A growing number of jurisdictions have established regulations or initiated public consultations on proposals to mandate companies to disclose sustainability information according to a specific reporting standard. Many of these regulatory initiatives across OECD, G20 and FSB members have focused on climate-related disclosure requirements or guidance, frequently with reference to the FSB’s Task Force on Climate-related Financial Disclosures (TCFD) recommendations to facilitate the comparison of sustainability disclosure between companies. Additional work is underway to align different standards under a single sustainability disclosure standard that would build upon the TCFD and other frameworks.

The use of multiple sustainability reporting standards is not the only barrier to greater consistency and comparability of corporate sustainability disclosure. When the sustainability information disclosed is not assured by a third party based on robust methodologies, this can undermine confidence in the information. Globally only around half of large listed companies that disclose sustainability information provide some level of assurance by a third party. And a majority of these assurance engagements provide only “limited” assurance reports.

Importantly with respect to any reporting standard, a key issue is the definition of which information is material and, therefore, should be disclosed. Information is “financially material” if it could reasonably be expected to influence an investor’s analysis of a company’s future cash flows. The concept of “double materiality”, in turn, incorporates what is financially material, but also includes within its scope information relevant to the understanding of a company’s impact on the environment and on society. This concept is new, and is not the standard in most jurisdictions.

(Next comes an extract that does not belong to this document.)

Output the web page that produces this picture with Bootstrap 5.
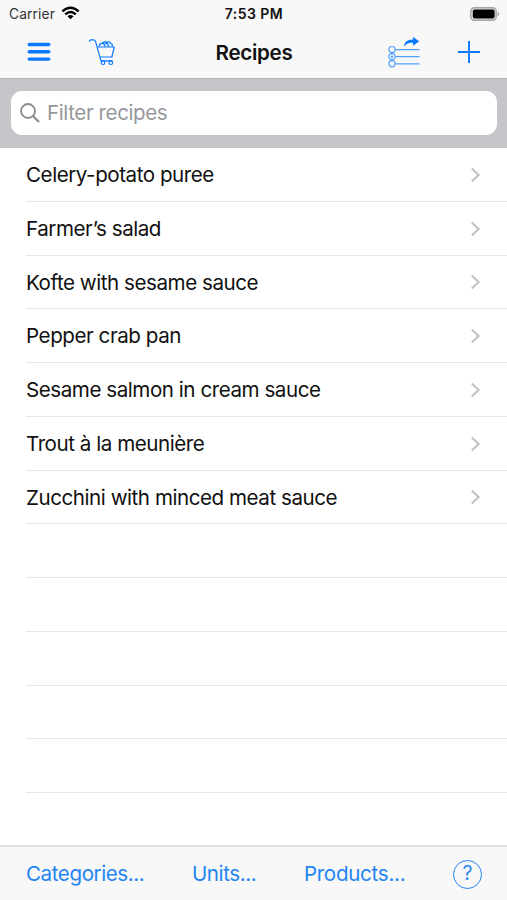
<!DOCTYPE html>
<html lang="en">
<head>
<meta charset="utf-8">
<meta name="viewport" content="width=device-width, initial-scale=1">
<title>Recipes</title>
<link rel="stylesheet" href="https://cdn.jsdelivr.net/npm/bootstrap@5.3.0/dist/css/bootstrap.min.css">
<style>
  :root { --ios-blue: #0a7aff; }
  body { font-family: Inter, "Liberation Sans", sans-serif; color: #111; font-size: 20.6px; line-height: 1.2; }
  svg { display: block; flex: none; }
  .app { height: 900px; }
  .top-area { background: #f8f8f8; height: 79px; border-bottom: 1px solid #b4b4b6; }
  .status { height: 27px; font-size: 13.8px; padding: 0 7px 0 9px; }
  .status > *, .titlebar > * { flex: 1 1 0; }
  .carrier { letter-spacing: .1px; color: #333; padding-top: 1px; }
  .wifi { margin-left: 2px; }
  .clock { font-size: 14px; font-weight: 600; letter-spacing: .45px; padding: 1px 1px 0 0; }
  .titlebar { height: 50px; padding: 0 27px 0 26px; }
  .titlebar h1 { font-size: 20.6px; font-weight: 600; letter-spacing: -.3px; padding: 2px 0 0 2px; }
  .icon-btn { color: var(--ios-blue); line-height: 0; }
  .cart-link { margin-left: 36px; }
  .share-link { margin-right: 37px; }
  .search-area { background: #c6c6ca; height: 69px; padding: 12px 10px 12px 11px; }
  .search-box { background: #fff; height: 44px; border-radius: 11px; padding: 0 9px; gap: 7px; }
  .search-box input { font-size: 20.6px; letter-spacing: -.42px; color: #111; padding-top: 1px !important; }
  .search-box input::placeholder { color: #97979a; opacity: 1; }
  .recipes { padding-left: 26px; }
  .recipe { height: 53.75px; border: 0; border-bottom: 1px solid #e6e6e8; border-radius: 0; padding: 1px 26px 0 0; color: #111; background: transparent; letter-spacing: -.46px; }
  .recipe span { padding-top: 1px; }
  .bottom-bar { background: #f8f8f8; height: 55px; border-top: 2px solid #e2e2e4; padding: 1px 25px 0 26px; }
  .bottom-bar a { color: #2385f2; letter-spacing: -.43px; }
  .bottom-bar .products { letter-spacing: -.3px; }
  .bottom-bar .help { width: 29px; height: 29px; border: 1.5px solid #2385f2; font-size: 19.5px; letter-spacing: 0; }
</style>
<script src="https://cdn.jsdelivr.net/npm/bootstrap@5.3.0/dist/js/bootstrap.bundle.min.js"></script>
</head>
<body>
<div class="app d-flex flex-column overflow-hidden bg-white">
  <header class="top-area flex-shrink-0">
    <div class="status d-flex align-items-center">
      <div class="d-flex align-items-center gap-1"><span class="carrier">Carrier</span>
        <svg class="wifi" width="19" height="14" viewBox="0 0 20 14" fill="none" stroke="#000" stroke-width="2.5"><path d="M1.4 5.2Q10-2.3 18.6 5.2M4.5 8.4Q10 3.6 15.5 8.4"/><path d="M6.8 10.4Q10 7.8 13.2 10.4L10 13.6Z" fill="#000" stroke="none"/></svg>
      </div>
      <div class="clock text-center">7:53 PM</div>
      <div class="d-flex justify-content-end">
        <svg width="30" height="14" viewBox="0 0 30 14"><rect x=".8" y=".8" width="25.4" height="12.4" rx="3.6" fill="#e0e0e0" stroke="#a4a4a4" stroke-width="1.4"/><rect x="2.8" y="2.6" width="21.8" height="8.8" rx="1.8"/><path d="M27.6 4.5Q31 7 27.6 9.5Z" fill="#a4a4a4"/></svg>
      </div>
    </div>
    <nav class="titlebar d-flex align-items-center" aria-label="Main">
      <div class="d-flex align-items-center">
        <a class="icon-btn" href="#" aria-label="Menu"><svg width="26" height="20" viewBox="0 0 26 20" stroke="currentColor" stroke-width="3.4" stroke-linecap="round"><path d="M3.2 2.5H22.8M3.2 9.8H22.8M3.2 17.1H22.8"/></svg></a>
        <a class="icon-btn cart-link" href="#" aria-label="Shopping cart"><svg width="30" height="30" viewBox="0 0 30 30" fill="none" stroke="currentColor" stroke-width="1.2" stroke-linejoin="round"><path d="M1.8 4.8Q1 2.8 3 2.8H5.5Q7 2.8 7.6 4.6L13 23.8H24.5M9.7 10H26.3L23.8 20H12.2"/><path d="M11.5 9.6V7.6L15 5.6L17.5 9.6M15 5.6L18.2 4.6L21 9.6M17 7L20.8 4.8L24.3 7.4V9.6" stroke-width="1.3"/><circle cx="15" cy="25.7" r="1.8"/><circle cx="22.8" cy="25.7" r="1.8"/></svg></a>
      </div>
      <h1 class="text-center m-0">Recipes</h1>
      <div class="d-flex align-items-center justify-content-end">
        <a class="icon-btn share-link" href="#" aria-label="Share list"><svg width="34" height="32" viewBox="0 0 34 32" fill="none" stroke="currentColor"><g stroke-width="1.2" opacity=".7"><circle cx="5" cy="13.6" r="3.1"/><circle cx="5" cy="20.7" r="3.1"/><circle cx="5" cy="27.8" r="3.1"/><path d="M8.2 13.6H32.5M8.2 20.7H32.5M8.2 27.8H32.5"/><circle cx="5" cy="20.7" r=".6"/></g><path d="M17.2 11Q17 3.6 26 3.6V1L32.3 5.3L26 9.7V6.7Q19.5 6.2 17.2 11Z" fill="currentColor" stroke="none"/></svg></a>
        <a class="icon-btn" href="#" aria-label="Add"><svg width="22" height="22" viewBox="0 0 22 22" stroke="currentColor" stroke-width="1.9"><path d="M0 11H22M11 0V22"/></svg></a>
      </div>
    </nav>
  </header>
  <div class="search-area flex-shrink-0">
    <label class="search-box d-flex align-items-center">
      <svg width="20" height="20" viewBox="0 0 20 20" fill="none" stroke="#8c8c90" stroke-width="1.8"><circle cx="8" cy="8" r="7"/><path d="M13 13L19 19" stroke-width="2.2"/></svg>
      <input class="border-0 p-0 bg-transparent flex-grow-1" type="text" placeholder="Filter recipes">
    </label>
  </div>
  <main class="list-group recipes rounded-0 flex-grow-1 overflow-hidden" id="recipes"></main>
  <footer class="bottom-bar d-flex align-items-center justify-content-between flex-shrink-0">
    <a class="text-decoration-none" href="#">Categories...</a>
    <a class="text-decoration-none" href="#">Units...</a>
    <a class="products text-decoration-none" href="#">Products...</a>
    <a class="help text-decoration-none rounded-circle d-flex align-items-center justify-content-center" href="#">?</a>
  </footer>
</div>
<script>
  const names = ["Celery-potato puree", "Farmer’s salad", "Kofte with sesame sauce", "Pepper crab pan", "Sesame salmon in cream sauce", "Trout à la meunière", "Zucchini with minced meat sauce", "", "", "", "", ""];
  const arrow = '<svg width="11" height="16" viewBox="0 0 11 16" fill="none" stroke="#c2c2c6" stroke-width="2.1"><path d="M1.8 1.6L8.6 8L1.8 14.4"/></svg>';
  document.getElementById("recipes").innerHTML = names.map(n =>
    '<div class="recipe list-group-item flex-shrink-0 d-flex align-items-center justify-content-between">' + (n ? '<span>' + n + '</span>' + arrow : '') + '</div>').join("");
</script>
</body>
</html>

While in theory clearly distinct, the frontiers between financial and double materiality may be rather fluid in practice. For instance, in what constitutes one aspect of “dynamic materiality”, a risk that does not seem to be financially material at a moment in time may quickly become financially relevant, if for instance the social context changes. To some extent, therefore, the time horizon used in the analysis of materiality may also be key: the longer the time horizon, the larger the potential for overlap between financial and double materiality.

The responsibility of the boards. While business reality is complex, corporate law generally presents a simplified definition of directors’ duties, including the duties of care and loyalty, in order to make them functional. These frameworks underlie an ongoing debate on how directors’ decisions may reflect the interests of shareholders and stakeholders and how these interests may be balanced. Jurisdictions vary in relation to who is effectively the recipient of directors’ duty of loyalty between the following two extremes:

  • At one end of the spectrum, company law may fully adhere to the “shareholder primacy” view, obliging directors to consider only shareholders’ financial interests while complying with the applicable law and ethical standards. This still requires attention to stakeholders’ interests, but only to the extent that those interests may be relevant for the creation of long-term shareholder value.

  • At the other end of the spectrum, directors need to balance shareholders’ financial interests with the best interests of stakeholders, and, in addition, to fulfil a number of public interests.

Both models above have their advantages and drawbacks. Independent of these considerations, some companies are already actively integrating sustainability considerations into their strategies and executive compensation plans. Globally, 30% of listed companies with performance-linked executive remuneration use sustainability-linked performance measures in their plans.

Shareholder rights and engagement. With investors allocating a growing share of their portfolios to sustainability and ESG-related funds, shareholders have expressed a high priority in their engagement strategies to focus on climate-related concerns. In doing so, shareholders commonly use three main fora to compel companies to incorporate climate change considerations into their business decision-making processes: direct dialogue with directors and key executives, shareholder meetings and courts.

In shareholder meetings, shareholders may typically propose a resolution requiring a change in corporate policy, change the composition of the board or even alter a company’s articles of association. By mid-February 2021, shareholders had filed 66 resolutions specifically related to climate change for the year’s US proxy season (in addition to 13 proposals about climate-related lobbying). Twenty-five of those climate-related proposals asked for the adoption of greenhouse gas emission reduction targets in line with the Paris Agreement.

While shareholder proposals often demand relatively short-term action from management such as developing a strategy, they may also propose amendments to a company’s articles of association that have longer-term consequences. Meaningfully diverting a company from a profit-making goal would, nevertheless, create a number of challenges. That is why some jurisdictions offer a legal structure that enables for-profit corporations to adopt objectives other than simply maximising long-term profits. This is the case of the public benefit corporations (PBC) in Delaware (currently, there are 207 private and seven listed PBCs) and sociétés à mission in France (203 private and three listed).

In some cases, shareholders and stakeholders may decide a lawsuit is the best or only solution to a disagreement with a company’s management. Corporations are defendants in at least 18 climate-related court cases filed globally between May 2020 and May 2021. Climate-related corporate litigation has been traditionally focused on major carbon emitters, but an increasing number of claims cover the current fulfilment of fiduciary duties and due diligence obligations by companies and their directors in industries other than oil and gas, and cement.